I don't remember how my bad version of write(const char*) happened in SSD1306Ascii.

The Arduino Print use of strlen() is the best implementation. I am at least partially responsible for it. When I introduced SD libraries to Arduino, Print was very slow since all calls to print and write called single byte write. The overhead to setup for write is very high on some devices so Print was changed to call multi-byte write if possible.

Here is an example that shows the strlen() version is about ten times faster on SD cards.

#include "SdFat.h"

SdFat sd;
File file;
const char *str = "0123456789abcdefghijklmnopqrstuvwxyz\n";

void writeLoop(const char* s) {
  while (*s) file.write(*s++);
}

void writeStrlen(const char* s) {
  file.write(s, strlen(s));
}

void setup() {
  Serial.begin(9600);
  Serial.println("Type any character to start");
  while (!Serial.available()) {}
  if (!sd.begin(10)) {
    Serial.println("sd.begin failed");
    return;
  }
  if (!file.open("strlen.txt", O_WRONLY | O_CREAT | O_TRUNC)) {
    Serial.println("open strlen failed");
    return;
  }
  uint32_t m = micros();
  for ( int i = 0; i < 1000; i++) {
    writeStrlen(str);
  }
  m = micros() - m;
  Serial.print("strlen micros: ");
  Serial.println(m);
  file.close();

  if (!file.open("loop.txt", O_WRONLY | O_CREAT | O_TRUNC)) {
    Serial.println("open strlen failed");
    return;
  }
  m = micros();
  for ( int i = 0; i < 1000; i++) {
    writeLoop(str);
  }
  m = micros() - m;
  Serial.print("loop micros:   ");
  Serial.println(m);
  file.close();
}
void loop() {}

Here is the output:

Type any character to start strlen micros: 131840 loop micros: 1267168

[John-Lluch]

Hi Greiman. Well, I suspect that when implementing a derivate of the Printclass, we are supposed to override both the write(const uint8_t *buffer, size_t size) and the write(uint8_t ch) functions, in order to prevent the compiler to execute virtual function calls to the overriden single byte write.

So, I suppose that the implementation of the write(const char *str) in the Printbase class by using strlen and calling write(const uint8_t *buffer, size_t size) is just an attempt to avoid too many virtual calls to the single byte write function, which is still faster despite the use of strlen. (provided that the write(const uint8_t *buffer, size_t size) is implemented in the derived class, of course).
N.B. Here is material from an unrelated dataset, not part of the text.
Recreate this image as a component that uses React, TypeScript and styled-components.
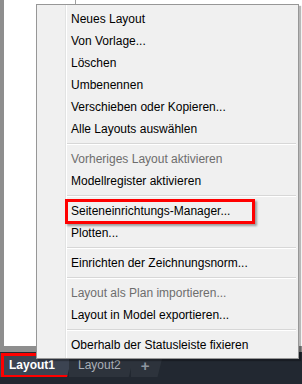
import React from "react";
import styled, { createGlobalStyle } from "styled-components";

interface MenuEntry {
  label?: string;
  disabled?: boolean;
  marked?: boolean;
  separator?: boolean;
}

const entries: MenuEntry[] = [
  { label: "Neues Layout" },
  { label: "Von Vorlage..." },
  { label: "Löschen" },
  { label: "Umbenennen" },
  { label: "Verschieben oder Kopieren..." },
  { label: "Alle Layouts auswählen" },
  { separator: true },
  { label: "Vorheriges Layout aktivieren", disabled: true },
  { label: "Modellregister aktivieren" },
  { separator: true },
  { label: "Seiteneinrichtungs-Manager...", marked: true },
  { label: "Plotten..." },
  { separator: true },
  { label: "Einrichten der Zeichnungsnorm..." },
  { separator: true },
  { label: "Layout als Plan importieren...", disabled: true },
  { label: "Layout in Model exportieren..." },
  { separator: true },
  { label: "Oberhalb der Statusleiste fixieren" },
];

const GlobalStyle = createGlobalStyle`
  html, body {
    margin: 0;
    padding: 0;
    background: #ffffff;
  }
  body {
    font-family: "Liberation Sans", Tahoma, sans-serif;
  }
`;

const Screen = styled.div`
  position: relative;
  width: 302px;
  height: 384px;
  overflow: hidden;
  display: flex;
  flex-direction: column;
`;

const Workspace = styled.div`
  flex: 1;
  background: #ffffff;
  border-left: 4px solid #8e8e8e;
  border-bottom: 6px solid #8e8e8e;
  position: relative;
`;

const TickLine = styled.div`
  margin-left: 71px;
  width: 1px;
  height: 4px;
  background: #a0a0a0;
`;

const TabBar = styled.div`
  height: 31px;
  background: #222831;
  display: flex;
  align-items: flex-start;
  padding-top: 1px;
`;

const Tab = styled.div<{ active?: boolean }>`
  position: relative;
  height: 24px;
  display: flex;
  align-items: center;
  padding: 0 ${(p) => (p.active ? "18px" : "14px")} 0 9px;
  margin-right: -4px;
  font-size: 12px;
  font-weight: ${(p) => (p.active ? "bold" : "normal")};
  color: ${(p) => (p.active ? "#ffffff" : "#aab0b8")};
  background: ${(p) => (p.active ? "#3c4452" : "#2d333c")};
  clip-path: polygon(0 0, 100% 0, calc(100% - 6px) 100%, 0 100%);
`;

const PlusTab = styled(Tab)`
  padding: 0 14px 0 10px;
  font-size: 15px;
  font-weight: bold;
  color: #8f96a0;
`;

const Marker = styled.span<{ inset?: string }>`
  position: absolute;
  inset: ${(p) => p.inset};
  border: 3px solid #ff0000;
  box-shadow: 2px 2px 2px rgba(0, 0, 0, 0.35);
  pointer-events: none;
`;

const Menu = styled.div`
  position: absolute;
  left: 36px;
  top: 4px;
  width: 261px;
  padding: 3px 0 2px;
  background: #f0f0f0;
  border: 1px solid #979797;
  box-shadow: 2px 2px 1px rgba(0, 0, 0, 0.28);
  z-index: 2;
  &::before {
    content: "";
    position: absolute;
    left: 28px;
    top: 0;
    bottom: 0;
    width: 1px;
    background: #e2e3e3;
    border-right: 1px solid #ffffff;
  }
`;

const Item = styled.div<{ disabled?: boolean }>`
  position: relative;
  height: 22px;
  line-height: 22px;
  padding-left: 34px;
  font-size: 12px;
  white-space: nowrap;
  color: ${(p) => (p.disabled ? "#6d6d6d" : "#000000")};
`;

const Separator = styled.div`
  height: 8px;
  display: flex;
  align-items: center;
  padding-left: 30px;
  padding-right: 2px;
  &::after {
    content: "";
    flex: 1;
    height: 1px;
    background: #d7d7d7;
    border-bottom: 1px solid #ffffff;
  }
`;

const App = () => {
  return (
    <Screen>
      <GlobalStyle />
      <Workspace>
        <TickLine />
      </Workspace>
      <TabBar>
        <Tab active>
          Layout1
          <Marker inset="0 0 -1px 1px" />
        </Tab>
        <Tab>Layout2</Tab>
        <PlusTab>+</PlusTab>
      </TabBar>
      <Menu>
        {entries.map((e, i) =>
          e.separator ? (
            <Separator key={i} />
          ) : (
            <Item key={i} disabled={e.disabled}>
              {e.label}
              {e.marked && <Marker inset="-1px 43px -2px 28px" />}
            </Item>
          )
        )}
      </Menu>
    </Screen>
  );
};

export default App;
Anyway, the tradeoff is whether we want a slightly faster overall implementation or a slightly smaller code. That's most of the time a personal choice. I wonder if you could implement the write(const uint8_t *buffer, size_t size) as a standalone, highly optimised function, which I assume it's the most called one after all, and then possibly implement the single byte write function as a single byte call to the later, rather than implementing the single byte write alone. That would possibly give the best trade off between code size and performance.

During my professional days at software development (now I’m retired) I tended to implement all my virtual functions managing streams of data by passing byte arrays (including size) rather than single byte primitives, because in most cases that resulted in much faster code. In complex apps this approach helps to prevent millions of virtual calls that tend to grow exponentially as software complexity increases. That was for me just a rule that I followed all the time. But I acknowledge that in this particular case it may not be such a big improvement.

[greiman]

With SSD1306 it's not worth optimizing write(const uint8_t*, size_t). Writing one character involves sending many bytes over the slow I2C bus or in the case of my example above, the SPI bus at 8 MHz.

I did optimize use of the 32 byte I2C buffer in Wire for sending font bytes. This was a big win since each character becomes 5 to as many as 50 font bytes and each font byte becomes many I2C bytes if sent byte at a time.

The above example took about 29 ms to write about 60 characters. This is 500 μs per character so optimization of write(const char) or write(const uint8_t size_t) is not be worth doing.

One other thing. write(const char*) is often use with a literal string. The way Print is implemented strlen is not called.

The gcc compiler replaces strlen() with the size of the string since write(cons char*) is declared inline in the Print class.

    size_t write(const char *str) {
      if (str == NULL) return 0;
      return write((const uint8_t *)str, strlen(str));
    }

write("Literal") will become write("Literal", 7).

You can experiment with gcc here.

Here is an example for avr gcc 4.6.4:

#include <string.h>
size_t write(const void*, size_t);
inline size_t write(const char* s) {
    if (!s) return 0;
    return write(s, strlen(s));
}
int main() {
    write("Literal");
    write("again");
}

Produces:

.LC0:
        .string "Literal"
.LC1:
        .string "again"
main:
        ldi r24,lo8(.LC0)
        ldi r25,hi8(.LC0)
        ldi r22,lo8(7)
        ldi r23,hi8(7)
        rcall write(void const*, unsigned int)
        ldi r24,lo8(.LC1)
        ldi r25,hi8(.LC1)
        ldi r22,lo8(5)
        ldi r23,hi8(5)
        rcall write(void const*, unsigned int)
        ldi r24,lo8(0)
        ldi r25,hi8(0)
        ret

So strlen("Literal") is replaced with a load of a constant.